Ce qu'a confirmé Boris Boczkowski : “Le dialogue social ouvre des opportunités dans les entreprises, les IRP ont un rôle à jouer dans la promotion de la formation professionnelle et dans l'appétence des salariés." Selon lui, “cela pose la question du développement “marketing" de la formation, qui réussirait à vendre et à donner du sens à la formation. Il faut un pilotage stratégique de la formation et du plan de formation". Beaucoup trop d'entreprises se contentent de donner une “enveloppe" au service formation, sans donner les grands axes de la politique formation. “Mais quand il n'y a pas de sens donné au plan de formation, il ne peut pas y avoir de conduite stratégique de la part du responsable formation." Et de conclure : “Il est étonnant de voir que les entreprises investissent autant dans la formation sans donner de sens et de lien par l'intermédiaire des responsables formation."

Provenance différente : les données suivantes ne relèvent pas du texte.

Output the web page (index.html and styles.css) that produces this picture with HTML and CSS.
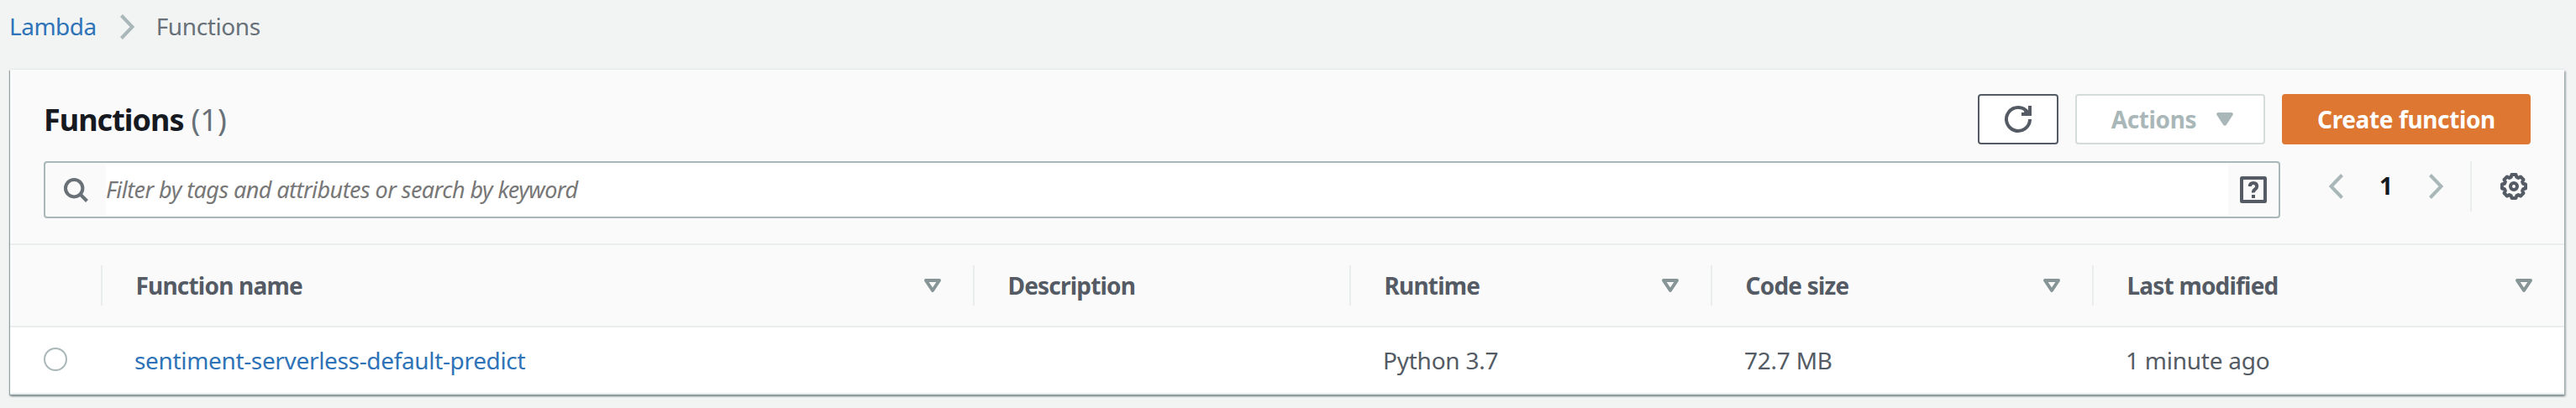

DCNS (leader mondial du naval de défense) a pourtant “réussi ce pari", a jugé Jean-Paul Guillot. “Cette entreprise est passé d'un statut d'administration à celui de société en engageant un processus de contractualisation sur un accord GPEC articulant le savoir-faire économique et le savoir-faire RH. Sa force est d'associer la direction et les organisations syndicales, ainsi que les équipes formation et les équipes opérationnelles."
La gestion du plan reste une compétence “dégradée"
Au final, Bernard Masingue, président d'Entreprise et personnel, a insisté sur la nécessité d'un dialogue social s'intéressant davantage à la formation professionnelle et se formant lui-même sur ces questions. “De même pour les responsables formation, qui aujourd'hui, du fait de la sophistication des budgets, gèrent principalement de l'administratif et du financier." Selon lui, “la gestion du plan de formation est une compétence relativement dégradée. La formation et son pilotage constituent un métier qui demande des qualifications. Il est possible d'envisager de sous-traiter la gestion administrative du plan, mais pas son pilotage, qui doit être assuré en interne, afin de le mettre en relation avec la stratégie de l'entreprise". À l'heure actuelle, “la politique des compétences est laissée en jachère au bénéfice de l'urgent", a-t-il déploré.